The result of hectoring Vasey yielded a minor, if only distracting concession – 90 days, in fact – during which options to keep the station open, selling it, or finding a suitable market equivalent to ensure supply, will be considered. In the cocksure words of Energy Minister Josh Frydenberg, the outcomes would ensure that there would be no “adverse impact on consumers in terms of those price and reliability on the system.”
The bully of the show, in this case the prime minister, was less sure. AGL had not “articulated what [the plan] is, so we don’t know and, frankly, I don’t think they do either.” Naturally: having wished to close the plant and move off coal, the board was now being asked to revise, renege, and repudiate.
The Greens climate change spokesman Adam Bandt MP was unimpressed by the proceedings: Turnbull was simply delaying the sword of inevitability: “All the government has done has forced AGL to bring forward its planning for new renewables. AGL’s board will discuss what they were going to discuss anyway.”

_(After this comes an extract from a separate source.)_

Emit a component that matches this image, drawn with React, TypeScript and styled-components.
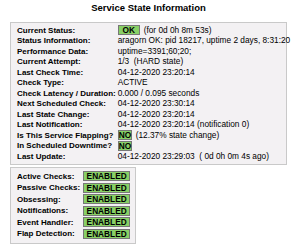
import styled, { createGlobalStyle } from "styled-components";

const GlobalStyle = createGlobalStyle`
  html, body {
    margin: 0;
    padding: 0;
    background: #ffffff;
    font-family: "Liberation Sans", Arial, sans-serif;
    color: #000;
  }
`;

type Row = { label: string; value?: string; badge?: string; extra?: string };

const stateRows: Row[] = [
  { label: "Current Status:", badge: "OK", extra: "(for 0d 0h 8m 53s)" },
  { label: "Status Information:", value: "aragorn OK: pid 18217, uptime 2 days, 8:31:20" },
  { label: "Performance Data:", value: "uptime=3391;60;20;" },
  { label: "Current Attempt:", value: "1/3\u00a0\u00a0(HARD state)" },
  { label: "Last Check Time:", value: "04-12-2020 23:20:14" },
  { label: "Check Type:", value: "ACTIVE" },
  { label: "Check Latency / Duration:", value: "0.000\u00a0/\u00a00.095 seconds" },
  { label: "Next Scheduled Check:", value: "04-12-2020 23:30:14" },
  { label: "Last State Change:", value: "04-12-2020 23:20:14" },
  { label: "Last Notification:", value: "04-12-2020 23:20:14 (notification 0)" },
  { label: "Is This Service Flapping?", badge: "NO", extra: "(12.37% state change)" },
  { label: "In Scheduled Downtime?", badge: "NO" },
  { label: "Last Update:", value: "04-12-2020 23:29:03\u00a0\u00a0( 0d 0h 0m 4s ago)" },
];

const checkRows = [
  "Active Checks:",
  "Passive Checks:",
  "Obsessing:",
  "Notifications:",
  "Event Handler:",
  "Flap Detection:",
];

export default function App() {
  return (
    <>
      <GlobalStyle />
      <Page>
        <Title>Service State Information</Title>
        <Panel>
          <InfoTable>
            <tbody>
              {stateRows.map((r) => (
                <InfoRow key={r.label} $h={10.5}>
                  <Label>{r.label}</Label>
                  <Value>
                    {r.badge ? (
                      <BadgeLine>
                        <Badge $w={r.badge === "OK" ? 22 : 14}>{r.badge}</Badge>
                        {r.extra && <span>{r.extra}</span>}
                      </BadgeLine>
                    ) : (
                      r.value
                    )}
                  </Value>
                </InfoRow>
              ))}
            </tbody>
          </InfoTable>
        </Panel>
        <SmallPanel>
          <InfoTable>
            <tbody>
              {checkRows.map((l) => (
                <InfoRow key={l} $h={11.5}>
                  <CheckLabel>{l}</CheckLabel>
                  <Value>
                    <Badge $w={47}>ENABLED</Badge>
                  </Value>
                </InfoRow>
              ))}
            </tbody>
          </InfoTable>
        </SmallPanel>
      </Page>
    </>
  );
}

const Page = styled.div`
  width: 300px;
  padding: 2px 0 0 10px;
  box-sizing: border-box;
  font-size: 8.3px;
`;

const Title = styled.div`
  width: 277px;
  text-align: center;
  font-weight: bold;
  font-size: 9.5px;
  line-height: 12px;
  margin-bottom: 8px;
`;

const Panel = styled.div`
  width: 277px;
  box-sizing: border-box;
  background: #f3f1f3;
  border: 1px solid #c9c9c9;
  padding: 2px 5px;
`;

const SmallPanel = styled(Panel)`
  width: 126px;
  margin-top: 2px;
  padding: 3px 5px;
`;

const InfoTable = styled.table`
  border-collapse: collapse;
  border-spacing: 0;
`;

const InfoRow = styled.tr<{ $h: number }>`
  height: ${(p) => p.$h}px;
`;

const Label = styled.td`
  font-weight: bold;
  font-size: 8px;
  white-space: nowrap;
  padding: 0 2px 0 1px;
  line-height: 9px;
  vertical-align: middle;
`;

const CheckLabel = styled(Label)`
  padding-right: 3px;
`;

const Value = styled.td`
  white-space: nowrap;
  padding: 0;
  line-height: 9px;
  vertical-align: middle;
`;

const BadgeLine = styled.div`
  display: flex;
  align-items: center;
  gap: 4px;
`;

const Badge = styled.span<{ $w: number }>`
  display: inline-block;
  box-sizing: border-box;
  background: #88d066;
  border: 1px solid #777777;
  font-weight: bold;
  text-align: center;
  width: ${(p) => p.$w}px;
  line-height: 8px;
`;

Vesey’s own comments suggest that. “Short term, new development will continue to favour renewables supported by gas peaking. Longer term, we see this trend continuing with large scale battery deployment enhancing the value of renewable technology.”
Even after receiving a mock bruising from Turnbull, Vesey could still maintain the unflappable line on coal. “In this environment, we just don’t see new development of coal as economically rational, even before factoring in a carbon cost.”
Turnbull’s handiwork had not extracted everything government members had wanted. Taking the truncheon to the energy companies has been fashionable of late down under, and the identifiable Vesey has certainly left his mark on members of the Coalition. “It appears,” claimed an accusing Craig Kelly MP, “AGL speaks with forked tongue.” Less forked, perhaps, than realistic.